PHOTO: Unsplash.com
Kristina Mercedes Urquhart
October 24, 2017

The ill health effects from eating cane sugar are well known. Whether you’re diabetic, intolerant to certain sweeteners, sensitive to processed foods or prefer to cut the calories, many health-conscious individuals—beekeepers or not—are turning to honey as a healthier sweetener alternative. Honey provides numerous health benefits. It has trace nutrients and minerals, it can help ease the suffering of those with allergies, and it’s a natural substance produced by bees. Plus, it’s just delicious!

If you’ve been serious about using honey instead of sugar, you might have put it in baked goods such as cakes and muffins, used it as the glaze on meats, or use it to add complexity to other meals. Until recently, it was a staple in two of my family’s favorite southern side-dishes: slow-cooked collards and okra-and-tomato stew. But not anymore. So, why are we leaving it out?
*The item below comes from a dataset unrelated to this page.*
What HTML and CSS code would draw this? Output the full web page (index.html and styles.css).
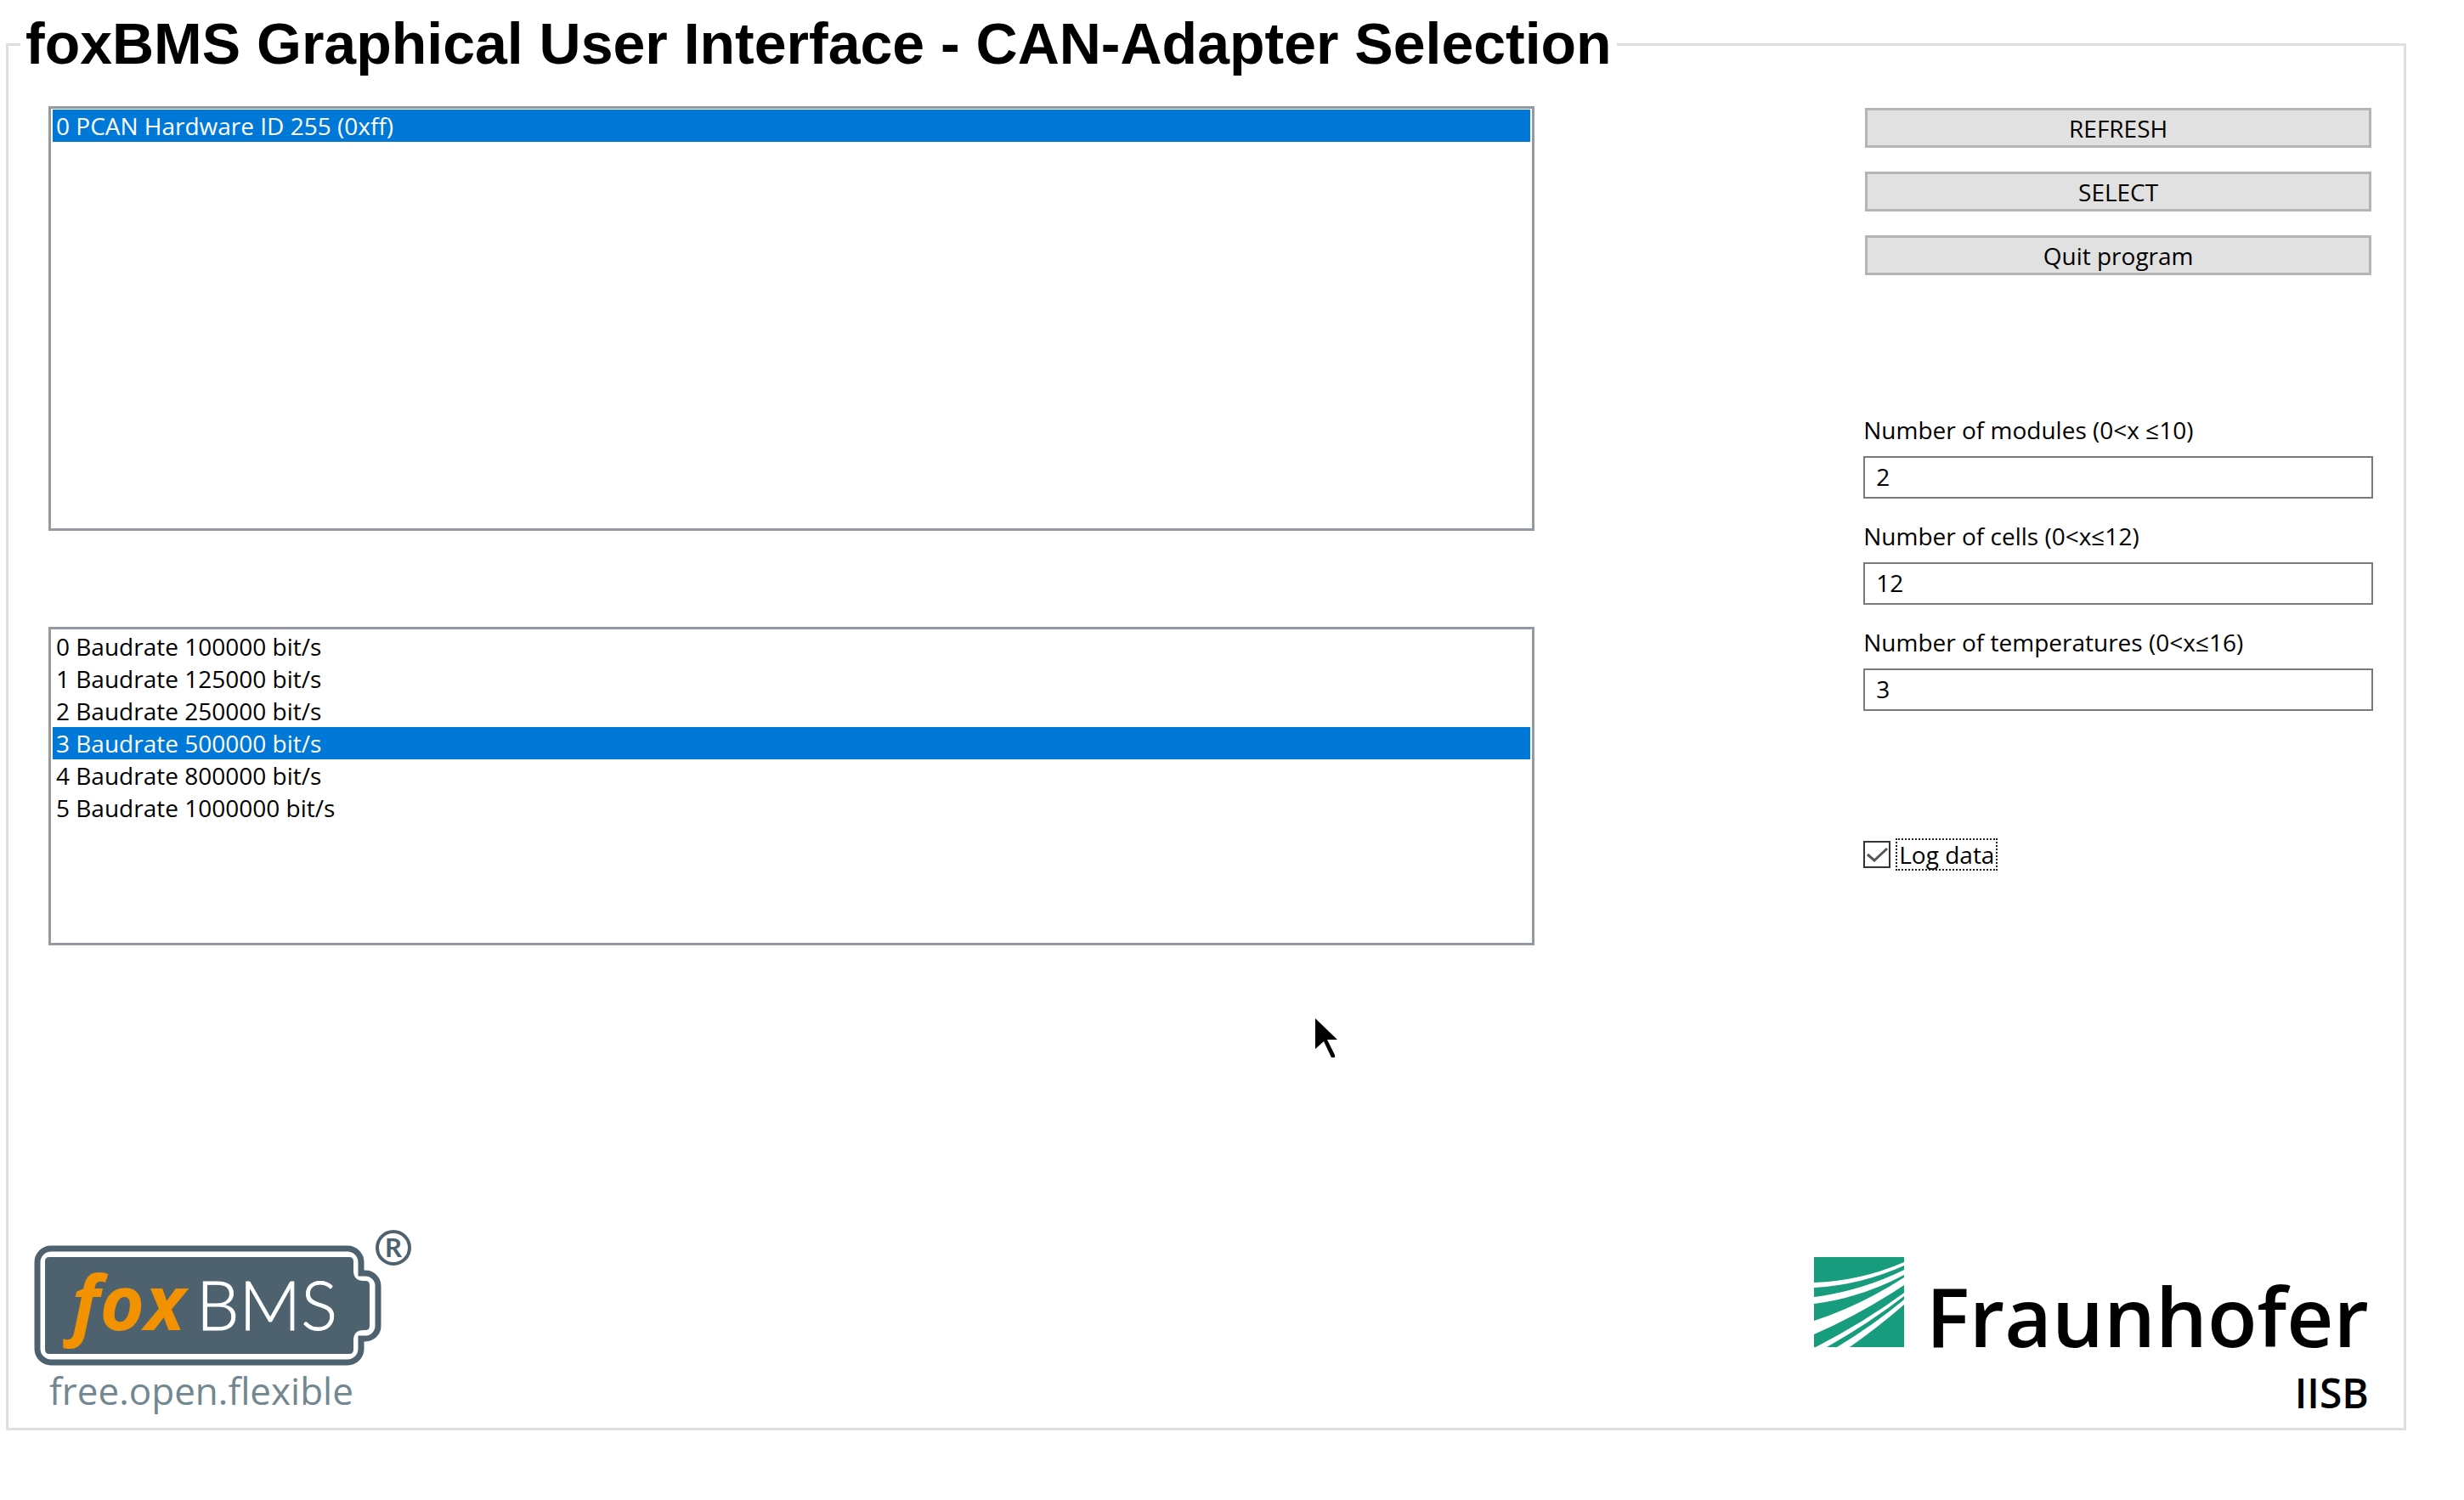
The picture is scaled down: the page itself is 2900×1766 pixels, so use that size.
FILE: index.html
```html
<!DOCTYPE html>
<html lang="en">
<head>
<meta charset="utf-8">
<title>foxBMS Graphical User Interface</title>
<link rel="stylesheet" href="styles.css">
</head>
<body>
<form class="window">
  <fieldset class="frame">
    <legend class="frame-title">foxBMS Graphical User Interface - CAN-Adapter Selection</legend>
    <div class="panels">
      <div class="lists">
        <select class="listbox listbox-adapters" size="13" aria-label="CAN adapter">
          <option selected>0 PCAN Hardware ID 255 (0xff)</option>
        </select>
        <select class="listbox listbox-baudrates" size="9" aria-label="Baudrate">
          <option>0 Baudrate 100000 bit/s</option>
          <option>1 Baudrate 125000 bit/s</option>
          <option>2 Baudrate 250000 bit/s</option>
          <option selected>3 Baudrate 500000 bit/s</option>
          <option>4 Baudrate 800000 bit/s</option>
          <option>5 Baudrate 1000000 bit/s</option>
        </select>
      </div>
      <div class="controls">
        <div class="actions">
          <button class="button" type="button">REFRESH</button>
          <button class="button" type="button">SELECT</button>
          <button class="button" type="button">Quit program</button>
        </div>
        <div class="fields">
          <label class="field-label" for="modules">Number of modules (0&lt;x ≤10)</label>
          <input class="field-input" id="modules" type="text" value="2">
          <label class="field-label" for="cells">Number of cells (0&lt;x≤12)</label>
          <input class="field-input" id="cells" type="text" value="12">
          <label class="field-label" for="temperatures">Number of temperatures (0&lt;x≤16)</label>
          <input class="field-input" id="temperatures" type="text" value="3">
        </div>
        <div class="log">
          <input class="log-box" id="log" type="checkbox" checked>
          <label class="log-label" for="log">Log data</label>
        </div>
      </div>
    </div>
    <div class="logos">
      <svg class="logo-foxbms" viewBox="20 25 450 225" role="img" aria-label="foxBMS">
        <path class="fox-outline" d="M40 50H389A16 16 0 0 1 405 66V79H410A15 15 0 0 1 425 94V141A15 15 0 0 1 410 156H405V168A16 16 0 0 1 389 184H40A16 16 0 0 1 24 168V66A16 16 0 0 1 40 50Z"/>
        <path class="fox-body" d="M38 60H391Q396 60 396 65V76Q396 88 408 88H410Q415 88 415 93V141Q415 146 410 146H408Q396 146 396 158V169Q396 174 391 174H38Q33 174 33 169V65Q33 60 38 60Z"/>
        <circle class="fox-ring" cx="443" cy="49" r="19"/>
        <text class="fox-mark" x="443" y="60" text-anchor="middle">R</text>
        <text class="fox-name" x="64" y="146">fox</text>
        <text class="fox-bms" x="211" y="146">BMS</text>
        <text class="fox-tagline" x="38" y="234">free.open.flexible</text>
      </svg>
      <svg class="logo-fraunhofer" viewBox="0 0 658 190" role="img" aria-label="Fraunhofer IISB">
        <path class="fh-green" d="M0 0H106V106H0Z"/>
        <path class="fh-ray" d="M0 30Q55 28 106 6V10Q55 33 0 36ZM0 47Q55 40 106 15V21Q55 48 0 55ZM0 75Q55 57 106 24V33Q55 67 0 91ZM2 106Q60 76 106 42V46Q66 77 15 106ZM27 106Q70 80 106 50V56Q76 82 42 106Z"/>
        <text class="fh-name" x="653" y="106" text-anchor="end">Fraunhofer</text>
        <text class="fh-unit" x="653" y="178" text-anchor="end">IISB</text>
      </svg>
    </div>
  </fieldset>
</form>
<svg class="pointer" viewBox="0 0 26 46" aria-hidden="true"><path d="M0 0L26 25H14L23 43V46H19L10 27L0 36Z"/></svg>
</body>
</html>
```
FILE: styles.css
```css
* {
  box-sizing: border-box;
}

body {
  margin: 0;
  background: #fff;
  color: #000;
  font: 28px/38px "Open Sans", "Noto Sans", sans-serif;
}

.window {
  padding: 12px 68px 80px 7px;
}

.frame {
  margin: 0;
  padding: 33px 36px 12px 31px;
  border: 3px solid #dfdfdf;
}

.frame-title {
  margin-left: -17px;
  padding: 0 6px 2px;
  font: bold 68px/78px "Liberation Sans", Arial, sans-serif;
}

.panels {
  display: grid;
  grid-template-columns: 35fr 12fr;
  column-gap: 387px;
  margin-left: 16px;
}

.lists {
  display: flex;
  flex-direction: column;
  gap: 113px;
}

.listbox {
  width: 100%;
  padding: 1px 2px;
  border: 3px solid #9599a1;
  border-radius: 0;
  background: #fff;
  font: inherit;
  color: inherit;
  overflow: hidden;
  outline: none;
}

.listbox-adapters {
  height: 500px;
}

.listbox-baudrates {
  height: 375px;
}

.listbox option {
  min-height: 38px;
  padding: 0 4px;
  line-height: 38px;
}

.listbox option:checked {
  background-image: linear-gradient(#0078d7, #0078d7);
  -webkit-text-fill-color: #fff;
}

.controls {
  display: flex;
  flex-direction: column;
}

.actions {
  display: flex;
  flex-direction: column;
  gap: 28px;
  padding: 2px;
}

.button {
  height: 47px;
  padding: 0;
  border: 3px solid #b4b4b4;
  border-radius: 0;
  background: #e1e1e1;
  color: inherit;
  font: inherit;
  line-height: 40px;
}

.fields {
  display: flex;
  flex-direction: column;
  margin-top: 149px;
}

.field-label {
  padding: 12px 0;
}

.field-input {
  height: 50px;
  margin-bottom: 13px;
  padding: 0 13px 2px;
  border: 2px solid #7a7a7a;
  border-radius: 0;
  background: #fff;
  color: inherit;
  font: inherit;
}

.log {
  display: flex;
  align-items: center;
  gap: 6px;
  margin-top: 137px;
}

.log-box {
  appearance: none;
  width: 32px;
  height: 32px;
  margin: 0;
  border: 2px solid #333;
  background: #fff url("data:image/svg+xml,%3Csvg xmlns='http://www.w3.org/2000/svg' viewBox='0 0 28 28'%3E%3Cpath d='M3 14l8 7L26 7' fill='none' stroke='%23555' stroke-width='3'/%3E%3C/svg%3E") center / 28px 28px no-repeat;
}

.log-label {
  padding: 0 2px;
  border: 2px dotted #222;
  line-height: 34px;
}

.logos {
  display: flex;
  align-items: flex-start;
  justify-content: space-between;
  margin-top: 332px;
}

.logo-foxbms {
  width: 450px;
  height: 225px;
  margin-left: -1px;
}

.logo-fraunhofer {
  width: 658px;
  height: 190px;
  margin-top: 35px;
}

.frame .logos {
  margin-bottom: -1px;
}

.fox-outline {
  fill: #fff;
  stroke: #4d626e;
  stroke-width: 7px;
}

.fox-body {
  fill: #4d626e;
}

.fox-ring {
  fill: none;
  stroke: #4d626e;
  stroke-width: 4px;
}

.fox-mark {
  fill: #4d626e;
  font: bold 31px Lato, sans-serif;
}

.fox-name {
  fill: #f39200;
  font: italic bold 90px "Open Sans", sans-serif;
}

.fox-bms {
  fill: #fff;
  font: 300 80px Lato, sans-serif;
  stroke: #fff;
  stroke-width: 1px;
}

.fox-tagline {
  fill: #728790;
  font: 400 44px "Open Sans", sans-serif;
}

.fh-green {
  fill: #179c7d;
}

.fh-ray {
  fill: #fff;
}

.fh-name {
  font: 600 96px "Open Sans", sans-serif;
}

.fh-unit {
  font: 600 48px "Open Sans", sans-serif;
}

.pointer {
  position: absolute;
  left: 1548px;
  top: 1199px;
  width: 26px;
  height: 46px;
}
```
Of course we know that honey should never be pasteurized or heated before we purchase it. As consumers, we’re shopping for raw, untreated, unheated and unadulterated honey products. This means we shop locally and avoid the “Honey Bears” at the grocery store whose contents we know are often cut with sweeteners (such as high-fructose corn syrup) and are processed overseas. But what about when we bring it home?

In the Ayurvedic food medicine tradition, it is understood that heating honey above 104 degrees Fahrenheit causes a molecular change that alters the way we digest it. In simple terms, the honey becomes like a glue and is not only hard to digest but also hinders proper digestion of other foods. Western research has concluded that heating honey destroys its beneficial properties: It kills the natural enzymes, nutrients and probiotics present in raw honey. In general, honey is a low glycemic index food, but there is limited evidence suggesting that heating and cooking with it raises this level.

But all hope is not lost! If you’re a regular drinker of tea or coffee with honey, there is good news: Warming the honey by placing it in tea or coffee does not have the same effect as cooking with it (as long as the water isn’t boiling). In other words, you can till reap the benefits of raw honey in your morning tea or coffee.

Here are some other ways to use honey in the kitchen that don’t require high heat:

  • Add it to salad dressing, hummus or dipping sauces.
  • Drizzle it on toast, bread, baked goods, muffins or cakes after they come out of the oven.
  • Sweeten drinks, such as teas, lemonades, “sodas” or other beverages while warm enough to melt the honey but not piping hot.
  • Add to fruit and nut salads to enhance the sweetness.
  • Mix into oatmeal, grits or other warm foods.
  • Drizzle over meats, such as barbecued chicken, ham and other meals that are enhanced with sweetness (again, after they are fully cooked).

Honey is wonderfully versatile, even if it doesn’t hold up to high heat. And though it’s less flexible than we might have originally thought, rest (and digest) well knowing that in its natural and raw state, honey is working hard for your health and benefiting you in many ways.